**Given exercise:** Print the records below word for word, but leave out the pictures.

[Saved entries]
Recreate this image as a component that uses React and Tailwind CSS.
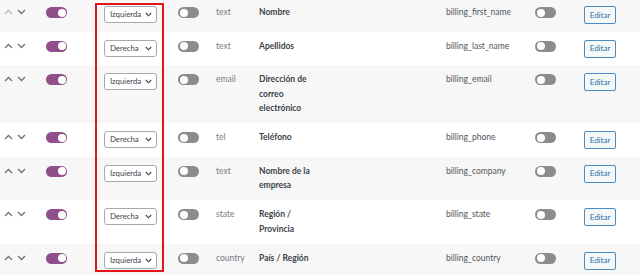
const rows = [
  { pos: 'Izquierda', type: 'text', label: 'Nombre', name: 'billing_first_name', first: true },
  { pos: 'Derecha', type: 'text', label: 'Apellidos', name: 'billing_last_name' },
  { pos: 'Izquierda', type: 'email', label: 'Dirección de correo electrónico', name: 'billing_email' },
  { pos: 'Derecha', type: 'tel', label: 'Teléfono', name: 'billing_phone' },
  { pos: 'Izquierda', type: 'text', label: 'Nombre de la empresa', name: 'billing_company' },
  { pos: 'Derecha', type: 'state', label: 'Región / Provincia', name: 'billing_state' },
  { pos: 'Izquierda', type: 'country', label: 'País / Región', name: 'billing_country' },
]

function Chevron({ up, light }) {
  return (
    <svg width="9" height="6" viewBox="0 0 9 6" className={light ? 'text-[#b4b7ba]' : 'text-[#6b7075]'}>
      <polyline
        points={up ? '1,5 4.5,1.5 8,5' : '1,1 4.5,4.5 8,1'}
        fill="none"
        stroke="currentColor"
        strokeWidth="1.3"
      />
    </svg>
  )
}

function Toggle({ on }) {
  return (
    <div
      className={
        'relative w-[21px] h-[11px] rounded-full ' + (on ? 'bg-[#8f4f8a]' : 'bg-[#8c8c8c]')
      }
    >
      <div
        className={
          'absolute top-[1.5px] w-[8px] h-[8px] rounded-full bg-white ' +
          (on ? 'right-[1.5px]' : 'left-[1.5px]')
        }
      />
    </div>
  )
}

function Select({ value }) {
  return (
    <div className="w-[53px] h-[17px] border border-[#a7aaad] rounded-[3px] bg-white flex items-center justify-between pl-[5px] pr-[4px] text-[7.8px] text-[#3c434a]">
      <span>{value}</span>
      <svg width="7" height="5" viewBox="0 0 7 5" className="text-[#3c434a]">
        <polyline points="0.8,1 3.5,3.8 6.2,1" fill="none" stroke="currentColor" strokeWidth="1.1" />
      </svg>
    </div>
  )
}

export default function App() {
  return (
    <div className="relative w-[640px] h-[275px] overflow-hidden bg-white" style={{ fontFamily: 'Lato, "Liberation Sans", sans-serif' }}>
      <div className="mt-[-2px]">
        {rows.map((r, i) => (
          <div
            key={r.name}
            className={
              'flex items-start pt-[7px] pb-[7.5px] leading-[14.5px] text-[8.5px] ' +
              (i % 2 === 0 ? 'bg-[#f7f7f7]' : 'bg-white')
            }
          >
            <div className="w-[46px] shrink-0 flex items-center gap-[4px] pl-[4px] mt-[4px]">
              <Chevron up light={r.first} />
              <Chevron />
            </div>
            <div className="w-[58px] shrink-0 mt-[2px]">
              <Toggle on />
            </div>
            <div className="w-[74px] shrink-0 mt-[1px]">
              <Select value={r.pos} />
            </div>
            <div className="w-[38px] shrink-0 mt-[2px]">
              <Toggle />
            </div>
            <div className="w-[43px] shrink-0 text-[#787c82]">{r.type}</div>
            <div className="w-[58px] shrink-0 font-bold text-[#3c434a]">{r.label}</div>
            <div className="w-[129px] shrink-0" />
            <div className="w-[89px] shrink-0 text-[#50575e]">{r.name}</div>
            <div className="w-[49px] shrink-0 mt-[2px]">
              <Toggle />
            </div>
            <div className="shrink-0 mt-[1px]">
              <div className="w-[32px] h-[18px] border border-[#4a8bc2] rounded-[2px] bg-[#f6f7f7] text-[#2271b1] text-[8px] flex items-center justify-center">
                Editar
              </div>
            </div>
          </div>
        ))}
      </div>
      <div className="absolute left-[95px] top-[3px] w-[69px] h-[269px] border-2 border-[#e3141b]" />
    </div>
  )
}
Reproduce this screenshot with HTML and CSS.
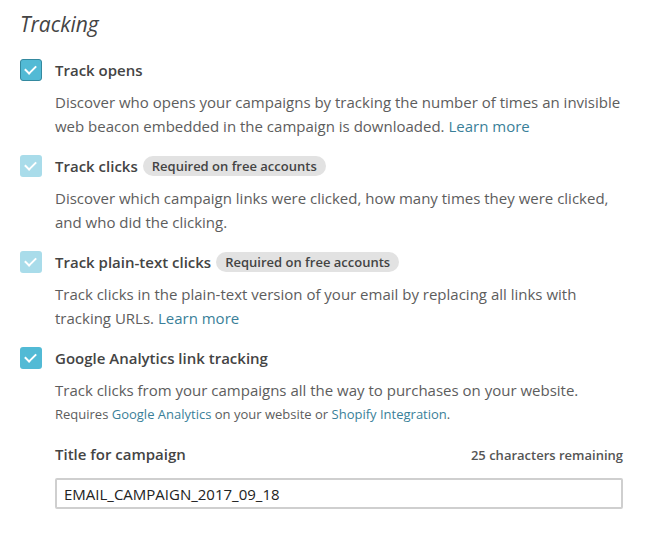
FILE: index.html
```html
<!DOCTYPE html>
<html lang="en">
<head>
    <meta charset="UTF-8">
    <title>Tracking</title>
    <link rel="stylesheet" href="styles.css">
</head>
<body>
    <div class="tracking">
        <h2>Tracking</h2>

        <div class="option">
            <label class="option-head">
                <span class="check check-focus"></span>
                <span class="option-title">Track opens</span>
            </label>
            <p class="option-desc">Discover who opens your campaigns by tracking the number of times an invisible web beacon embedded in the campaign is downloaded. <a href="#">Learn more</a></p>
        </div>

        <div class="option">
            <label class="option-head">
                <span class="check check-disabled"></span>
                <span class="option-title">Track clicks</span>
                <span class="badge">Required on free accounts</span>
            </label>
            <p class="option-desc">Discover which campaign links were clicked, how many times they were clicked, and who did the clicking.</p>
        </div>

        <div class="option">
            <label class="option-head">
                <span class="check check-disabled"></span>
                <span class="option-title">Track plain-text clicks</span>
                <span class="badge">Required on free accounts</span>
            </label>
            <p class="option-desc">Track clicks in the plain-text version of your email by replacing all links with tracking URLs. <a href="#">Learn more</a></p>
        </div>

        <div class="option">
            <label class="option-head">
                <span class="check"></span>
                <span class="option-title">Google Analytics link tracking</span>
            </label>
            <p class="option-desc">Track clicks from your campaigns all the way to purchases on your website.</p>
            <p class="option-note">Requires <a href="#">Google Analytics</a> on your website or <a href="#">Shopify Integration</a>.</p>

            <div class="field">
                <div class="field-head">
                    <label for="ga-title">Title for campaign</label>
                    <span class="field-count">25 characters remaining</span>
                </div>
                <input id="ga-title" type="text" value="EMAIL_CAMPAIGN_2017_09_18">
            </div>
        </div>
    </div>
</body>
</html>
```

FILE: styles.css
```css
body {
    font-family: 'Open Sans', 'Liberation Sans', sans-serif;
    margin: 0;
    padding: 0 20px;
    background-color: #fff;
    color: #5d5d5d;
}
h2 {
    font-size: 21px;
    font-style: italic;
    font-weight: 400;
    line-height: 30px;
    color: #444;
    margin: 9px 0 19px;
}
a {
    color: #3a7f99;
    text-decoration: none;
}
.option {
    margin-bottom: 16px;
}
.option-head {
    display: flex;
    align-items: center;
    height: 24px;
}
.check {
    width: 22px;
    height: 22px;
    box-sizing: border-box;
    border-radius: 3px;
    background-color: #52bad5;
    margin-right: 13px;
    flex-shrink: 0;
    position: relative;
}
.check::after {
    content: "";
    position: absolute;
    left: 7px;
    top: 4px;
    width: 5px;
    height: 9px;
    border: solid #fff;
    border-width: 0 2px 2px 0;
    transform: rotate(45deg);
}
.check-focus {
    border: 1px solid #34899f;
}
.check-focus::after {
    left: 6px;
    top: 3px;
}
.check-disabled {
    background-color: #a9dcea;
}
.option-title {
    font-size: 15px;
    font-weight: 600;
    color: #444;
    line-height: 24px;
}
.badge {
    margin-left: 5px;
    padding: 0 9px;
    height: 20px;
    line-height: 20px;
    border-radius: 10px;
    background-color: #e2e2e2;
    color: #444;
    font-size: 13px;
    font-weight: 600;
}
.option-desc {
    margin: 8px 0 0 35px;
    font-size: 15px;
    line-height: 24px;
}
.option-note {
    margin: 0 0 0 35px;
    font-size: 13px;
    line-height: 24px;
}
.field {
    margin: 16px 8px 0 35px;
}
.field-head {
    display: flex;
    justify-content: space-between;
    align-items: baseline;
    line-height: 24px;
    margin-bottom: 11px;
}
.field-head label {
    font-size: 15px;
    font-weight: 600;
    color: #444;
}
.field-count {
    font-size: 13px;
    font-weight: 600;
    color: #555;
}
.field input {
    display: block;
    width: 100%;
    box-sizing: border-box;
    height: 31px;
    padding: 0 7px;
    border: 2px solid #cfcfcf;
    border-radius: 2px;
    font-family: inherit;
    font-size: 15px;
    color: #222;
}
```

**Response to the exercise:**
Recreate this image as a component that uses React and Tailwind CSS.
const rows = [
  { pos: 'Izquierda', type: 'text', label: 'Nombre', name: 'billing_first_name', first: true },
  { pos: 'Derecha', type: 'text', label: 'Apellidos', name: 'billing_last_name' },
  { pos: 'Izquierda', type: 'email', label: 'Dirección de correo electrónico', name: 'billing_email' },
  { pos: 'Derecha', type: 'tel', label: 'Teléfono', name: 'billing_phone' },
  { pos: 'Izquierda', type: 'text', label: 'Nombre de la empresa', name: 'billing_company' },
  { pos: 'Derecha', type: 'state', label: 'Región / Provincia', name: 'billing_state' },
  { pos: 'Izquierda', type: 'country', label: 'País / Región', name: 'billing_country' },
]

function Chevron({ up, light }) {
  return (
    <svg width="9" height="6" viewBox="0 0 9 6" className={light ? 'text-[#b4b7ba]' : 'text-[#6b7075]'}>
      <polyline
        points={up ? '1,5 4.5,1.5 8,5' : '1,1 4.5,4.5 8,1'}
        fill="none"
        stroke="currentColor"
        strokeWidth="1.3"
      />
    </svg>
  )
}

function Toggle({ on }) {
  return (
    <div
      className={
        'relative w-[21px] h-[11px] rounded-full ' + (on ? 'bg-[#8f4f8a]' : 'bg-[#8c8c8c]')
      }
    >
      <div
        className={
          'absolute top-[1.5px] w-[8px] h-[8px] rounded-full bg-white ' +
          (on ? 'right-[1.5px]' : 'left-[1.5px]')
        }
      />
    </div>
  )
}

function Select({ value }) {
  return (
    <div className="w-[53px] h-[17px] border border-[#a7aaad] rounded-[3px] bg-white flex items-center justify-between pl-[5px] pr-[4px] text-[7.8px] text-[#3c434a]">
      <span>{value}</span>
      <svg width="7" height="5" viewBox="0 0 7 5" className="text-[#3c434a]">
        <polyline points="0.8,1 3.5,3.8 6.2,1" fill="none" stroke="currentColor" strokeWidth="1.1" />
      </svg>
    </div>
  )
}

export default function App() {
  return (
    <div className="relative w-[640px] h-[275px] overflow-hidden bg-white" style={{ fontFamily: 'Lato, "Liberation Sans", sans-serif' }}>
      <div className="mt-[-2px]">
        {rows.map((r, i) => (
          <div
            key={r.name}
            className={
              'flex items-start pt-[7px] pb-[7.5px] leading-[14.5px] text-[8.5px] ' +
              (i % 2 === 0 ? 'bg-[#f7f7f7]' : 'bg-white')
            }
          >
            <div className="w-[46px] shrink-0 flex items-center gap-[4px] pl-[4px] mt-[4px]">
              <Chevron up light={r.first} />
              <Chevron />
            </div>
            <div className="w-[58px] shrink-0 mt-[2px]">
              <Toggle on />
            </div>
            <div className="w-[74px] shrink-0 mt-[1px]">
              <Select value={r.pos} />
            </div>
            <div className="w-[38px] shrink-0 mt-[2px]">
              <Toggle />
            </div>
            <div className="w-[43px] shrink-0 text-[#787c82]">{r.type}</div>
            <div className="w-[58px] shrink-0 font-bold text-[#3c434a]">{r.label}</div>
            <div className="w-[129px] shrink-0" />
            <div className="w-[89px] shrink-0 text-[#50575e]">{r.name}</div>
            <div className="w-[49px] shrink-0 mt-[2px]">
              <Toggle />
            </div>
            <div className="shrink-0 mt-[1px]">
              <div className="w-[32px] h-[18px] border border-[#4a8bc2] rounded-[2px] bg-[#f6f7f7] text-[#2271b1] text-[8px] flex items-center justify-center">
                Editar
              </div>
            </div>
          </div>
        ))}
      </div>
      <div className="absolute left-[95px] top-[3px] w-[69px] h-[269px] border-2 border-[#e3141b]" />
    </div>
  )
}
Reproduce this screenshot with HTML and CSS.
FILE: index.html
```html
<!DOCTYPE html>
<html lang="en">
<head>
    <meta charset="UTF-8">
    <title>Tracking</title>
    <link rel="stylesheet" href="styles.css">
</head>
<body>
    <div class="tracking">
        <h2>Tracking</h2>

        <div class="option">
            <label class="option-head">
                <span class="check check-focus"></span>
                <span class="option-title">Track opens</span>
            </label>
            <p class="option-desc">Discover who opens your campaigns by tracking the number of times an invisible web beacon embedded in the campaign is downloaded. <a href="#">Learn more</a></p>
        </div>

        <div class="option">
            <label class="option-head">
                <span class="check check-disabled"></span>
                <span class="option-title">Track clicks</span>
                <span class="badge">Required on free accounts</span>
            </label>
            <p class="option-desc">Discover which campaign links were clicked, how many times they were clicked, and who did the clicking.</p>
        </div>

        <div class="option">
            <label class="option-head">
                <span class="check check-disabled"></span>
                <span class="option-title">Track plain-text clicks</span>
                <span class="badge">Required on free accounts</span>
            </label>
            <p class="option-desc">Track clicks in the plain-text version of your email by replacing all links with tracking URLs. <a href="#">Learn more</a></p>
        </div>

        <div class="option">
            <label class="option-head">
                <span class="check"></span>
                <span class="option-title">Google Analytics link tracking</span>
            </label>
            <p class="option-desc">Track clicks from your campaigns all the way to purchases on your website.</p>
            <p class="option-note">Requires <a href="#">Google Analytics</a> on your website or <a href="#">Shopify Integration</a>.</p>

            <div class="field">
                <div class="field-head">
                    <label for="ga-title">Title for campaign</label>
                    <span class="field-count">25 characters remaining</span>
                </div>
                <input id="ga-title" type="text" value="EMAIL_CAMPAIGN_2017_09_18">
            </div>
        </div>
    </div>
</body>
</html>
```

FILE: styles.css
```css
body {
    font-family: 'Open Sans', 'Liberation Sans', sans-serif;
    margin: 0;
    padding: 0 20px;
    background-color: #fff;
    color: #5d5d5d;
}
h2 {
    font-size: 21px;
    font-style: italic;
    font-weight: 400;
    line-height: 30px;
    color: #444;
    margin: 9px 0 19px;
}
a {
    color: #3a7f99;
    text-decoration: none;
}
.option {
    margin-bottom: 16px;
}
.option-head {
    display: flex;
    align-items: center;
    height: 24px;
}
.check {
    width: 22px;
    height: 22px;
    box-sizing: border-box;
    border-radius: 3px;
    background-color: #52bad5;
    margin-right: 13px;
    flex-shrink: 0;
    position: relative;
}
.check::after {
    content: "";
    position: absolute;
    left: 7px;
    top: 4px;
    width: 5px;
    height: 9px;
    border: solid #fff;
    border-width: 0 2px 2px 0;
    transform: rotate(45deg);
}
.check-focus {
    border: 1px solid #34899f;
}
.check-focus::after {
    left: 6px;
    top: 3px;
}
.check-disabled {
    background-color: #a9dcea;
}
.option-title {
    font-size: 15px;
    font-weight: 600;
    color: #444;
    line-height: 24px;
}
.badge {
    margin-left: 5px;
    padding: 0 9px;
    height: 20px;
    line-height: 20px;
    border-radius: 10px;
    background-color: #e2e2e2;
    color: #444;
    font-size: 13px;
    font-weight: 600;
}
.option-desc {
    margin: 8px 0 0 35px;
    font-size: 15px;
    line-height: 24px;
}
.option-note {
    margin: 0 0 0 35px;
    font-size: 13px;
    line-height: 24px;
}
.field {
    margin: 16px 8px 0 35px;
}
.field-head {
    display: flex;
    justify-content: space-between;
    align-items: baseline;
    line-height: 24px;
    margin-bottom: 11px;
}
.field-head label {
    font-size: 15px;
    font-weight: 600;
    color: #444;
}
.field-count {
    font-size: 13px;
    font-weight: 600;
    color: #555;
}
.field input {
    display: block;
    width: 100%;
    box-sizing: border-box;
    height: 31px;
    padding: 0 7px;
    border: 2px solid #cfcfcf;
    border-radius: 2px;
    font-family: inherit;
    font-size: 15px;
    color: #222;
}
```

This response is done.